A very similar fiasco occurred with the procurement of heavy artillery for the Army. The Ordnance Factory at Bendigo quoted and I think it was the lowest tenderer at the time, but the American supplier of the artillery said that it could produce it more quickly, and on that basis it got the order. Once it got the order and was committed, it transpired that there was an American law which said that American defence needs must take precedence over any other defence contracts, and there were delays and delays in acquiring field artillery for the Australian Army. If we had placed the order locally, that equipment would have been manufactured in Australia, supplying the Army well ahead of the time of its being produced in the United States.

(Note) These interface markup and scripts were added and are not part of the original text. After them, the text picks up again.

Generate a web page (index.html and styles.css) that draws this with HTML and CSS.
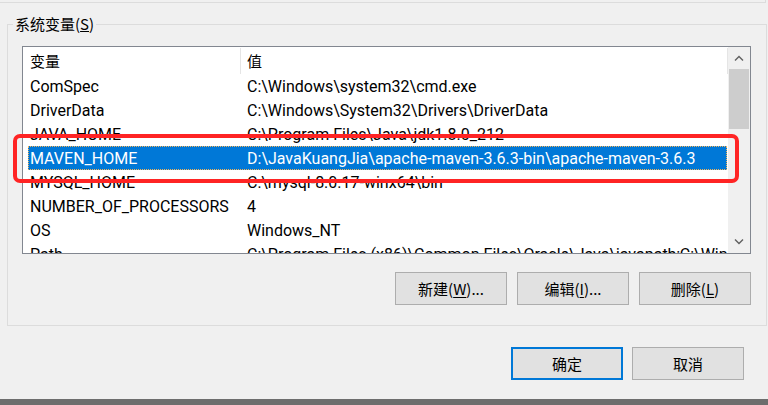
FILE: index.html
```html
<!DOCTYPE html>
<html lang="zh-CN">
<head>
<meta charset="utf-8">
<link rel="stylesheet" href="styles.css">
</head>
<body>
<div class="prev-group"></div>
<fieldset class="group">
  <legend>系统变量(<u>S</u>)</legend>
  <div class="listview">
    <div class="lv-main">
      <div class="lv-header">
        <div class="hc hc1">变量</div>
        <div class="hc hc2">值</div>
      </div>
      <div class="row"><span class="c1">ComSpec</span><span class="c2">C:\Windows\system32\cmd.exe</span></div>
      <div class="row"><span class="c1">DriverData</span><span class="c2">C:\Windows\System32\Drivers\DriverData</span></div>
      <div class="row"><span class="c1">JAVA_HOME</span><span class="c2">C:\Program Files\Java\jdk1.8.0_212</span></div>
      <div class="row selected"><span class="c1">MAVEN_HOME</span><span class="c2">D:\JavaKuangJia\apache-maven-3.6.3-bin\apache-maven-3.6.3</span></div>
      <div class="row"><span class="c1">MYSQL_HOME</span><span class="c2">C:\mysql-8.0.17-winx64\bin</span></div>
      <div class="row"><span class="c1">NUMBER_OF_PROCESSORS</span><span class="c2">4</span></div>
      <div class="row"><span class="c1">OS</span><span class="c2">Windows_NT</span></div>
      <div class="row"><span class="c1">Path</span><span class="c2">C:\Program Files (x86)\Common Files\Oracle\Java\javapath;C:\Windows\system32</span></div>
    </div>
    <div class="scrollbar">
      <div class="sb-arrow">
        <svg width="10" height="6" viewBox="0 0 10 6"><path d="M1 5.5 L5 1.5 L9 5.5" fill="none" stroke="#606060" stroke-width="1.4"/></svg>
      </div>
      <div class="sb-track"><div class="sb-thumb"></div></div>
      <div class="sb-arrow">
        <svg width="10" height="6" viewBox="0 0 10 6"><path d="M1 0.5 L5 4.5 L9 0.5" fill="none" stroke="#606060" stroke-width="1.4"/></svg>
      </div>
    </div>
  </div>
  <div class="btn-row">
    <button class="btn">新建(<u>W</u>)...</button>
    <button class="btn">编辑(<u>I</u>)...</button>
    <button class="btn">删除(<u>L</u>)</button>
  </div>
</fieldset>
<div class="dialog-btns">
  <button class="btn default">确定</button>
  <button class="btn">取消</button>
</div>
<div class="bottom-rule"></div>
<div class="highlight"></div>
</body>
</html>
```
FILE: styles.css
```css
html, body {
  margin: 0;
  padding: 0;
}
body {
  width: 768px;
  height: 405px;
  overflow: hidden;
  background: #f0f0f0;
  font-family: "Roboto", "Noto Sans CJK SC", sans-serif;
  font-size: 15px;
  color: #000;
  position: relative;
}
.prev-group {
  width: 765px;
  height: 2px;
  border-right: 1px solid #dcdcdc;
  border-bottom: 1px solid #dcdcdc;
}
.group {
  box-sizing: border-box;
  width: 760px;
  margin: 11px 0 0 7px;
  padding: 12px 15px 20px 14px;
  border: 1px solid #dcdcdc;
  min-width: 0;
}
.group legend {
  margin-left: -9px;
  padding: 0 2px;
  line-height: 20px;
  font-family: "Noto Sans CJK SC", sans-serif;
}
.listview {
  box-sizing: border-box;
  height: 208px;
  border: 1px solid #828790;
  background: #fff;
  display: flex;
  overflow: hidden;
}
.lv-main {
  width: 705px;
  overflow: hidden;
}
.lv-header {
  display: flex;
  height: 27px;
}
.hc {
  box-sizing: border-box;
  height: 26px;
  margin-top: 1px;
  line-height: 26px;
  font-family: "Noto Sans CJK SC", sans-serif;
  border-right: 1px solid #e5e5e5;
}
.hc1 {
  width: 218px;
  padding-left: 7px;
}
.hc2 {
  width: 487px;
  padding-left: 6px;
}
.row {
  display: flex;
  height: 24px;
  line-height: 25px;
  width: 699px;
  margin-left: 5px;
  white-space: nowrap;
  overflow: hidden;
  font-size: 16px;
}
.row .c1 {
  box-sizing: border-box;
  flex: 0 0 212px;
  padding-left: 2px;
}
.row .c2 {
  padding-left: 7px;
}
.row.selected {
  background: #0078d7;
  color: #fff;
  outline: 1px dotted #f3b35a;
  outline-offset: -1px;
}
.scrollbar {
  width: 22px;
  background: #f0f0f0;
  display: flex;
  flex-direction: column;
}
.sb-arrow {
  height: 22px;
  display: flex;
  align-items: center;
  justify-content: center;
}
.sb-track {
  flex: 1;
}
.sb-thumb {
  height: 60px;
  margin: 0 1px;
  background: #cdcdcd;
}
.btn-row {
  display: flex;
  justify-content: flex-end;
  gap: 10px;
  margin-top: 18px;
}
.btn {
  box-sizing: border-box;
  width: 112px;
  height: 33px;
  background: #e1e1e1;
  border: 1px solid #adadad;
  border-radius: 0;
  font-family: "Noto Sans CJK SC", sans-serif;
  font-size: 15px;
  color: #000;
  padding: 0;
  margin: 0;
}
.btn u {
  text-underline-offset: 2px;
}
.btn.default {
  border: 2px solid #0078d7;
}
.dialog-btns {
  display: flex;
  justify-content: flex-end;
  gap: 9px;
  margin-top: 21px;
  padding-right: 24px;
}
.bottom-rule {
  margin-top: 19px;
  height: 6px;
  background: #6d6d6d;
}
.highlight {
  position: absolute;
  left: 13px;
  top: 134px;
  width: 726px;
  height: 49px;
  box-sizing: border-box;
  border: 4px solid #ff2424;
  border-radius: 7px;
}
```
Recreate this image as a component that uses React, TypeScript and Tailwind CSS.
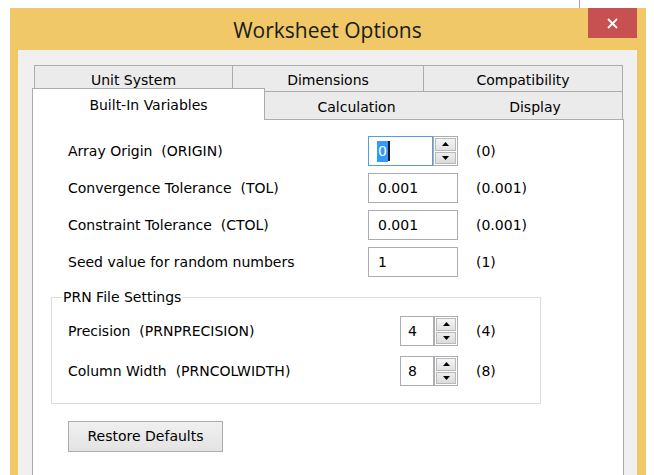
import React from 'react'

const uiFont = { fontFamily: '"DejaVu Sans", Verdana, sans-serif' }

function Arrow({ dir }: { dir: 'up' | 'down' }) {
  return (
    <svg width="7" height="4" viewBox="0 0 7 4">
      {dir === 'up' ? <path d="M3.5 0 L7 4 L0 4 Z" fill="#000" /> : <path d="M0 0 L7 0 L3.5 4 Z" fill="#000" />}
    </svg>
  )
}

function Spinner({ width }: { width: string }) {
  return (
    <div className={`${width} flex h-full flex-col gap-px border border-[#ABADB3] bg-white p-px`}>
      <div className="flex flex-1 items-center justify-center border border-[#B9B9B9] bg-gradient-to-b from-[#F4F4F4] to-[#E2E2E2]">
        <Arrow dir="up" />
      </div>
      <div className="flex flex-1 items-center justify-center border border-[#B9B9B9] bg-gradient-to-b from-[#EDEDED] to-[#DCDCDC]">
        <Arrow dir="down" />
      </div>
    </div>
  )
}

function TextBox({ value }: { value: string }) {
  return (
    <div className="flex h-[30px] w-[90px] items-center border border-[#ABADB3] bg-white pl-[9px] text-[14px] text-black">
      {value}
    </div>
  )
}

export default function App() {
  const rows = [
    { label: 'Convergence Tolerance  (TOL)', value: '0.001', def: '(0.001)' },
    { label: 'Constraint Tolerance  (CTOL)', value: '0.001', def: '(0.001)' },
    { label: 'Seed value for random numbers', value: '1', def: '(1)' },
  ]

  const prnRows = [
    { label: 'Precision  (PRNPRECISION)', value: '4', def: '(4)' },
    { label: 'Column Width  (PRNCOLWIDTH)', value: '8', def: '(8)' },
  ]

  return (
    <div className="h-[475px] w-[654px] overflow-hidden bg-white" style={uiFont}>
      {/* edge of the window behind */}
      <div className="flex h-2">
        <div className="ml-[579px] w-px bg-[#A3A3A3]" />
      </div>

      <div className="ml-[10px] flex h-[467px] w-[636px] flex-col bg-[#F0C868] pl-2 pr-[9px]">
        {/* Title bar */}
        <div className="flex h-[42px] shrink-0 items-start">
          <div
            className="flex-1 pl-[49px] pt-[8px] text-center text-[21px] leading-[28px] text-[#1b1b1b]"
            style={{ fontFamily: '"Open Sans", "Noto Sans", sans-serif' }}
          >
            Worksheet Options
          </div>
          <div className="flex h-[30px] w-[49px] items-center justify-center bg-[#C75050]">
            <svg width="11" height="11" viewBox="0 0 11 11">
              <path d="M1 1 L10 10 M10 1 L1 10" stroke="#fff" strokeWidth="1.8" />
            </svg>
          </div>
        </div>

        {/* Client area */}
        <div className="flex flex-1 flex-col bg-[#F0F0F0] pl-[14px] pr-[13px] pt-[15px] text-[14px] text-black">
          {/* Tabs back row */}
          <div className="ml-[2px] flex h-[26px] shrink-0">
            <div className="flex w-[198px] justify-center border-l border-t border-[#ACACAC] bg-[#EBEBEB] pt-[4px]">
              Unit System
            </div>
            <div className="flex w-[191px] justify-center border-l border-t border-[#ACACAC] bg-[#EBEBEB] pt-[4px]">
              Dimensions
            </div>
            <div className="flex w-[200px] justify-center border-x border-t border-[#ACACAC] bg-[#EBEBEB] pt-[4px]">
              Compatibility
            </div>
          </div>

          {/* Tabs front row */}
          <div className="flex h-[28px] shrink-0 items-start">
            <div className="relative z-10 -mt-[3px] flex h-[32px] w-[233px] justify-center border-x border-t border-[#ACACAC] bg-white pt-[6px]">
              Built-In Variables
            </div>
            <div className="-ml-px flex h-[28px] w-[185px] justify-center border-x border-t border-[#ACACAC] bg-[#EBEBEB] pt-[5px]">
              Calculation
            </div>
            <div className="-ml-px flex h-[28px] w-[175px] justify-center border-r border-t border-[#ACACAC] bg-[#EBEBEB] pt-[5px]">
              Display
            </div>
          </div>

          {/* Tab page */}
          <div className="flex flex-1 flex-col border-x border-t border-[#ACACAC] bg-white pl-[18px] pt-[16px]">
            <div className="grid grid-cols-[300px_90px_auto] gap-y-[7px] pl-[17px]">
              <div className="flex h-[30px] items-center whitespace-pre">Array Origin  (ORIGIN)</div>
              <div className="flex h-[30px]">
                <div className="flex w-[65px] items-center border border-[#569DE5] bg-white pl-[8px]">
                  <span className="bg-[#3399FF] px-px text-white">0</span>
                  <span className="h-[20px] w-[2px] bg-[#1a1a1a]" />
                </div>
                <Spinner width="w-[25px]" />
              </div>
              <div className="ml-[18px] flex h-[30px] items-center">(0)</div>

              {rows.map((r) => (
                <React.Fragment key={r.label}>
                  <div className="flex h-[30px] items-center whitespace-pre">{r.label}</div>
                  <TextBox value={r.value} />
                  <div className="ml-[18px] flex h-[30px] items-center">{r.def}</div>
                </React.Fragment>
              ))}
            </div>

            <fieldset className="mt-[12px] w-[490px] border border-[#DCDCDC] pb-[17px] pl-[10px]">
              <legend className="px-px leading-[17px]">PRN File Settings</legend>
              <div className="mt-[10px] grid grid-cols-[332px_58px_auto] gap-y-[10px] pl-[6px]">
                {prnRows.map((r) => (
                  <React.Fragment key={r.label}>
                    <div className="flex h-[30px] items-center whitespace-pre">{r.label}</div>
                    <div className="flex h-[30px]">
                      <div className="flex w-[34px] items-center border border-[#ABADB3] bg-white pl-[7px]">{r.value}</div>
                      <Spinner width="w-[24px]" />
                    </div>
                    <div className="ml-[18px] flex h-[30px] items-center">{r.def}</div>
                  </React.Fragment>
                ))}
              </div>
            </fieldset>

            <div className="mt-[17px] flex pl-[17px]">
              <button className="h-[31px] w-[155px] border border-[#ACACAC] bg-gradient-to-b from-[#F0F0F0] to-[#E3E3E3] text-[14px] text-black">
                Restore Defaults
              </button>
            </div>
          </div>
        </div>
      </div>
    </div>
  )
}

I raise these matters only as examples of what has gone on in the past and what presumably will go on in the future, because there is very little support in this paper for local procurement and manufacture, and that is very much to be regretted. If we were prepared to fly aircraft which were more flexible, cheaper and of lower technology, we could produce them at much less cost than those we presently fly and we could have a much more reliable defence capability. We need defence equipment that can be used in association with the United States, but we also have to have defence equipment that can be used in association with our allies in New Zealand, Malaysia and Papua New Guinea. Above all, I stress that there is this great need to have defence equipment that can be maintained and produced within the country. If just a small percentage of the total outlay of $25 billion to which the Government is committed were to be directed towards greater local procurement, to developing factories that can continue to supply our defence needs, Australia's defence position would be very much enhanced.